| OBJECTIVE |
In the entries below, find every line holding the string "React" and collect it.

*** AVAILABLE DATA ***

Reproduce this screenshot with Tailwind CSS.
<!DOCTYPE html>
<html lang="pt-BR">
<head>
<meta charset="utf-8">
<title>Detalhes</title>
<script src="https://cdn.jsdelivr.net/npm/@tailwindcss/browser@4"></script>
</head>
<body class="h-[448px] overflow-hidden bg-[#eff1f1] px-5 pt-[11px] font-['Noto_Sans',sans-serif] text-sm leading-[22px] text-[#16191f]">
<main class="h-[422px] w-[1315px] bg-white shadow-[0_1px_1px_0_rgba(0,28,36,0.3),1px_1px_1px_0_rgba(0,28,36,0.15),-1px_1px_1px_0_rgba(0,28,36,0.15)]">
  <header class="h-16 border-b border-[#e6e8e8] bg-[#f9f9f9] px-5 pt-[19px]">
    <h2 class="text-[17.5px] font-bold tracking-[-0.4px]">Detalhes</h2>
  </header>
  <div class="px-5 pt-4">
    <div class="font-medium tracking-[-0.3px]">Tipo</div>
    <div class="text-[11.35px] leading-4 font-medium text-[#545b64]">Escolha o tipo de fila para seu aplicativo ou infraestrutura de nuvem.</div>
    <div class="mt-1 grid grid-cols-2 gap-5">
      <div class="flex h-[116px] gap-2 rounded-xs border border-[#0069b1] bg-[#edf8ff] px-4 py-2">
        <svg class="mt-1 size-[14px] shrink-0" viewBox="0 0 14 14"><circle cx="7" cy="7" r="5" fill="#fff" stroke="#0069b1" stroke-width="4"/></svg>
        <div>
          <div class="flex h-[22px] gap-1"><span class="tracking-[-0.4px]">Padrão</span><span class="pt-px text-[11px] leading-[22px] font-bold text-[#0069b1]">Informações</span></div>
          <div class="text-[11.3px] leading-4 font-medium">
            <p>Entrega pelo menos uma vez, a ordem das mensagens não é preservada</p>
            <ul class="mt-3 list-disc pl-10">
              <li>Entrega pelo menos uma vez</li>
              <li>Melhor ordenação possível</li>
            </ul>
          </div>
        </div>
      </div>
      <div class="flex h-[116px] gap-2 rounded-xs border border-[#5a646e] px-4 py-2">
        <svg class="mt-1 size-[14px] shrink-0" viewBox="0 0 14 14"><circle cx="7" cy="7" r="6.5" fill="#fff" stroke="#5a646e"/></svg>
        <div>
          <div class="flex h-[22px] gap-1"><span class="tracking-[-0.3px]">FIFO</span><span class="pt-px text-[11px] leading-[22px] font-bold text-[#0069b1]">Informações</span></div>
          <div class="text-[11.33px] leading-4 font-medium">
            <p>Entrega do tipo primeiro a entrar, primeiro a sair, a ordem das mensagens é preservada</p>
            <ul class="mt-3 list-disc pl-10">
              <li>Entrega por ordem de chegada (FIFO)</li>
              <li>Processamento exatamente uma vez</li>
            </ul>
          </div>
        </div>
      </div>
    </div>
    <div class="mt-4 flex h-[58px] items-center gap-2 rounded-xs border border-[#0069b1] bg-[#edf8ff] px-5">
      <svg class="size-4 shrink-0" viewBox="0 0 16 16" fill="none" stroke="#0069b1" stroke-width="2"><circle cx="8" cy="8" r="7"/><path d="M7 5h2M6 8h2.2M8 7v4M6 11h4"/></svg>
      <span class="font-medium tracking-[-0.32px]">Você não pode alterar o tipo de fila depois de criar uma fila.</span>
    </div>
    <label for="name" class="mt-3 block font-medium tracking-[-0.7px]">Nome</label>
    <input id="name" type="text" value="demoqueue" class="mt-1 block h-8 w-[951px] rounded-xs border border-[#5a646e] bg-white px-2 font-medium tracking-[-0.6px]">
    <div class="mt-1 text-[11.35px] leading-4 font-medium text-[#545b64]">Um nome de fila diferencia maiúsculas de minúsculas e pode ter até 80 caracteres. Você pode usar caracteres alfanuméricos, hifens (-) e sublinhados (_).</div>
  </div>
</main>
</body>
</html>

***
*** AVAILABLE DATA ***

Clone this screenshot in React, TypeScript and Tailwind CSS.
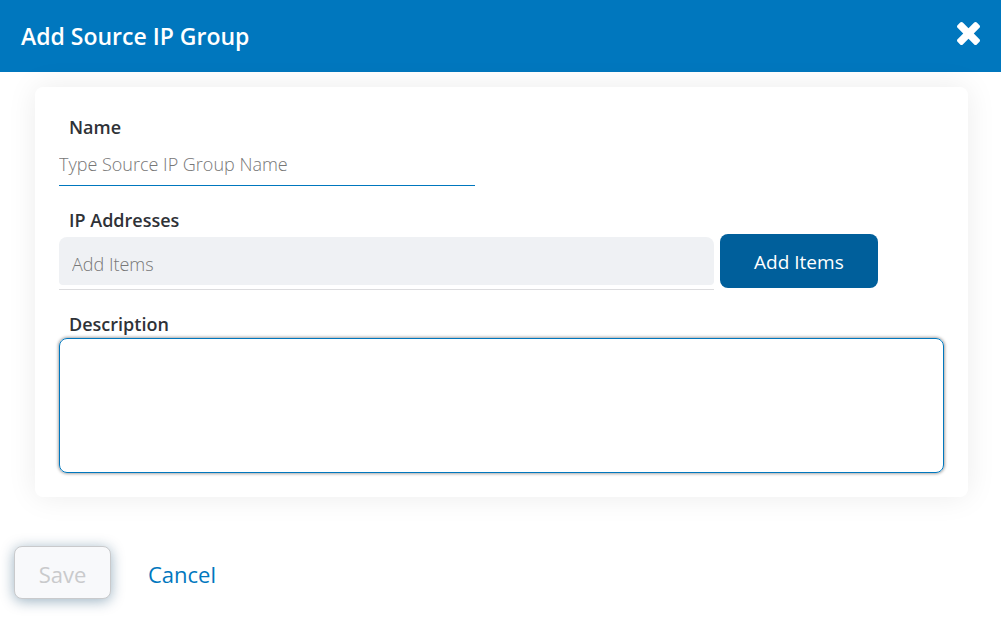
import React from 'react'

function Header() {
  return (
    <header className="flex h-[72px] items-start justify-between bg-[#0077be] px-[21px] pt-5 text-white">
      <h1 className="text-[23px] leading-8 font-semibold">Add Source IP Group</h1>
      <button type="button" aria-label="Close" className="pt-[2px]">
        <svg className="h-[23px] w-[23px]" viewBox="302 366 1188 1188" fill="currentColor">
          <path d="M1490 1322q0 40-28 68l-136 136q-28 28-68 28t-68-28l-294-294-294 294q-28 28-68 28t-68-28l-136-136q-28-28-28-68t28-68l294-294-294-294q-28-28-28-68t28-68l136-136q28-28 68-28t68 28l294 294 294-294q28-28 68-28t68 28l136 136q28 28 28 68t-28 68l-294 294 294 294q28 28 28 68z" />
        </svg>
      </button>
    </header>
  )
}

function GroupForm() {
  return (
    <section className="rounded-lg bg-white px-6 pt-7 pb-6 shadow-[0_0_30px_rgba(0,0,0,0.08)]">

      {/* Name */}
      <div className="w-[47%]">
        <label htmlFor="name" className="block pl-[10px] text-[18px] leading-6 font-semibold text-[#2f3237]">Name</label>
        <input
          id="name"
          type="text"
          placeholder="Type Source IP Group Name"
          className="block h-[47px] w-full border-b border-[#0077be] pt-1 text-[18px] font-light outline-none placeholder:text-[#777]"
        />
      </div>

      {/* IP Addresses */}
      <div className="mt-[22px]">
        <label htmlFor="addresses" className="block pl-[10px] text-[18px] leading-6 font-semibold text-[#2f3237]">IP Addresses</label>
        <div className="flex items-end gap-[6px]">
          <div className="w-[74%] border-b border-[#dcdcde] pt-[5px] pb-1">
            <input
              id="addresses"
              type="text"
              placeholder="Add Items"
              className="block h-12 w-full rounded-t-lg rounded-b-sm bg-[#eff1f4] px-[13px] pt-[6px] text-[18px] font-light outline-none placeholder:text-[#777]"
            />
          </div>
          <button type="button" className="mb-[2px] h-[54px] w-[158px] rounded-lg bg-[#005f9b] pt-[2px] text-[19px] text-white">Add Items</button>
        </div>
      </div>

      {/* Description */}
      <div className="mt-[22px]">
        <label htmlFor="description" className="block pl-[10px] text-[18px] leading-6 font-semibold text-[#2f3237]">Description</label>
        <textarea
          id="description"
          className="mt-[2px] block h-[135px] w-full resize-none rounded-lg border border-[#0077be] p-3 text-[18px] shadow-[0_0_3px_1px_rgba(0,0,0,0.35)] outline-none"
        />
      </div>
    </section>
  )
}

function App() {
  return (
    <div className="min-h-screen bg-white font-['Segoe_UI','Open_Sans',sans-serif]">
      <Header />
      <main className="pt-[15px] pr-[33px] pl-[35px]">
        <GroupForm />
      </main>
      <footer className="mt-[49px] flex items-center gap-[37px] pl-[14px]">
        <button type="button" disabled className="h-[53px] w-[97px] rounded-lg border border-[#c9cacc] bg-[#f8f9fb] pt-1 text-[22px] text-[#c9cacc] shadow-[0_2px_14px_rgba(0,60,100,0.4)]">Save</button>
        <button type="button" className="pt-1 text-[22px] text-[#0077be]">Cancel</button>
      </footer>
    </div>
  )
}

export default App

***
*** AVAILABLE DATA ***

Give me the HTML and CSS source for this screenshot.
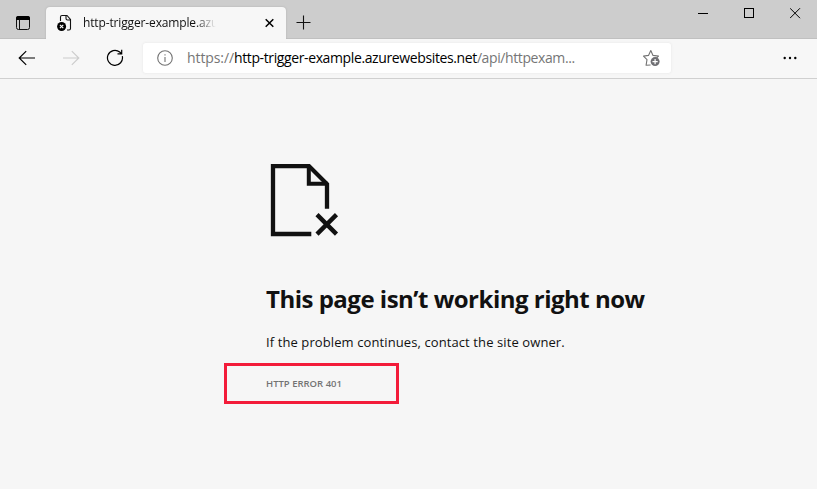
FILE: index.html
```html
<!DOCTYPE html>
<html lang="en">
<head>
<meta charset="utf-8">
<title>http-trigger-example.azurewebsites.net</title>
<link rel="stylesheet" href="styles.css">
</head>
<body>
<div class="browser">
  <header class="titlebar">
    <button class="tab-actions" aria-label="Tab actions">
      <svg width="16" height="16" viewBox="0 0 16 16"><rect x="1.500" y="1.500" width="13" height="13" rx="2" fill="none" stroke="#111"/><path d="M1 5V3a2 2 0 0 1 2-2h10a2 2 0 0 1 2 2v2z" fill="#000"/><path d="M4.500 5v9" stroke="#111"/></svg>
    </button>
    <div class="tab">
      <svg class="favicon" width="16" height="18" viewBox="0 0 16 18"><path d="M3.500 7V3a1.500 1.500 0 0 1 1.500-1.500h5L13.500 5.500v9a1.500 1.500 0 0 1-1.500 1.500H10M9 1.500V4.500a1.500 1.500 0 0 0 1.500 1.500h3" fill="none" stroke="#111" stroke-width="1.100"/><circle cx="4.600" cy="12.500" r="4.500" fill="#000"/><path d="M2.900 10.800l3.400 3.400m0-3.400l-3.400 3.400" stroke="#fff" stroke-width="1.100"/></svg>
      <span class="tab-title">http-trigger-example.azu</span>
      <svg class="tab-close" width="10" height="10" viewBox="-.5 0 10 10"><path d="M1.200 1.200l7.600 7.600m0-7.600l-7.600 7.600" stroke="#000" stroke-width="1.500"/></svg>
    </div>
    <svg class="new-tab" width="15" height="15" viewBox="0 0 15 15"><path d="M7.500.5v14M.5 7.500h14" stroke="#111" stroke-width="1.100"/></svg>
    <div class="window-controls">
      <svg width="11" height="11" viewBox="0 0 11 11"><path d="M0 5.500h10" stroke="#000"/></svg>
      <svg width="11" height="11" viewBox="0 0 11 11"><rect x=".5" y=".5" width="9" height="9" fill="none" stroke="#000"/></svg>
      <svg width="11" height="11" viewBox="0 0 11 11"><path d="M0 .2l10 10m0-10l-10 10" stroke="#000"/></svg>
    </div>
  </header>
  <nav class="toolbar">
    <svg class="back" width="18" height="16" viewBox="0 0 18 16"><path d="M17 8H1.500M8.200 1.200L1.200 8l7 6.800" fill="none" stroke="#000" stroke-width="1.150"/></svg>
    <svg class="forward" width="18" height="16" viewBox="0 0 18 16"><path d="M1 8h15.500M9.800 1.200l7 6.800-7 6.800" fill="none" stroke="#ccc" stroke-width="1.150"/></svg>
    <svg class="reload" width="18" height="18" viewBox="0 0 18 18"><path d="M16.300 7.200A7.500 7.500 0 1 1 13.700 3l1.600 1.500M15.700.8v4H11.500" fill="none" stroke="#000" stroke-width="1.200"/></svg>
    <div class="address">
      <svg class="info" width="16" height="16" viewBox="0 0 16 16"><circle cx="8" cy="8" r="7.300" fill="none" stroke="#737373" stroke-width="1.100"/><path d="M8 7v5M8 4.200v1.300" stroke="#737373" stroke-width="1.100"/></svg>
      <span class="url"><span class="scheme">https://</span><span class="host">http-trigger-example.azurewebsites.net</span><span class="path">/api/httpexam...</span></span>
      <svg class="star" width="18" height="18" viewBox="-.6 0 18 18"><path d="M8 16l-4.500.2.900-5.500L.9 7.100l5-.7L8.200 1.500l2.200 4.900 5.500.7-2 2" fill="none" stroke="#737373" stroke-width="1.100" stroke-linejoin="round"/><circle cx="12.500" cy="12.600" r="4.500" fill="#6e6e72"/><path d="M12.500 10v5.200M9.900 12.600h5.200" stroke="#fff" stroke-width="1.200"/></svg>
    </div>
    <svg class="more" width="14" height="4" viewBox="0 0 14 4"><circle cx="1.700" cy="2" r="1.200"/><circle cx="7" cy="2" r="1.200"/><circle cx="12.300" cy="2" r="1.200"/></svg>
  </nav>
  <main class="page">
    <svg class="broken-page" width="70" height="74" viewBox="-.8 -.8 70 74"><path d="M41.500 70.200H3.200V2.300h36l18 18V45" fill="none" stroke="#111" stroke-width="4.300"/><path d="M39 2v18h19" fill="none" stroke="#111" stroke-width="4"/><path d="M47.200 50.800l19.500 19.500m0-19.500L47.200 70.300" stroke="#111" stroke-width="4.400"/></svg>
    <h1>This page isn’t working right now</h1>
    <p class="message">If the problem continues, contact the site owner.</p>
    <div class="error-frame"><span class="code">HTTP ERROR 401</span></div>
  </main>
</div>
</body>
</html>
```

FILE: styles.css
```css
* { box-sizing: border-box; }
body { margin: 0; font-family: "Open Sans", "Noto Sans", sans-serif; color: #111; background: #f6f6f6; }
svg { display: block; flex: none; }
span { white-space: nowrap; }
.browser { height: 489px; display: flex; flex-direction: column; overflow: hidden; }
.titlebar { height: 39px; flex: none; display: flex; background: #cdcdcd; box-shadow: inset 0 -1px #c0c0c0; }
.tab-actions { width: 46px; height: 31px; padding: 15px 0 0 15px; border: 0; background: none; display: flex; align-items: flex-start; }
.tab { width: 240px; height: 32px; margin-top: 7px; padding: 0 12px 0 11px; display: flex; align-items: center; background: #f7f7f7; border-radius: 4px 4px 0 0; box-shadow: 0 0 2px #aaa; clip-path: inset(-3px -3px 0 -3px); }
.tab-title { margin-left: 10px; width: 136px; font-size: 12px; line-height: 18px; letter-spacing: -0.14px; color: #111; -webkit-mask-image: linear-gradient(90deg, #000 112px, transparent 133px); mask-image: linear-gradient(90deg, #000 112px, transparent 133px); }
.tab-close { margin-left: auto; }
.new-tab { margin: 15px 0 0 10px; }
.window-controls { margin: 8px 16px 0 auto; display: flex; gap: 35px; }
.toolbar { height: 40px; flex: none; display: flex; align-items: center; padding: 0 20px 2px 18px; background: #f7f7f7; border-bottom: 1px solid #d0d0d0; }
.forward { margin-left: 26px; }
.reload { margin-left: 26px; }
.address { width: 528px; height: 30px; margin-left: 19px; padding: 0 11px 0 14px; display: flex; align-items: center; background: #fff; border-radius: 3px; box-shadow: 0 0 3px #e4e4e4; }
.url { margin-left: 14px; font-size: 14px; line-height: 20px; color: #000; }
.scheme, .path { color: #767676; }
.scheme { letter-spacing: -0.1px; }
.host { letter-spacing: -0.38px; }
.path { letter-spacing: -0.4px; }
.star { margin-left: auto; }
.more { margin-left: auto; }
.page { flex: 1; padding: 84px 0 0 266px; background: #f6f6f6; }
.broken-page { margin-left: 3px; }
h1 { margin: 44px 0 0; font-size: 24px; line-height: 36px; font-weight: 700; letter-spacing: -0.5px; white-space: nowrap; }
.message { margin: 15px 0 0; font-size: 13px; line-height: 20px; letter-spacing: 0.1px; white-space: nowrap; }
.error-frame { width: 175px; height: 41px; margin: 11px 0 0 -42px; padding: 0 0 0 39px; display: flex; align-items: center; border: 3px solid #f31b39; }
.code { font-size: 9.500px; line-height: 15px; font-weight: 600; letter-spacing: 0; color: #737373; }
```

***

| IN RESPONSE |
Clone this screenshot in React, TypeScript and Tailwind CSS.
import React from 'react'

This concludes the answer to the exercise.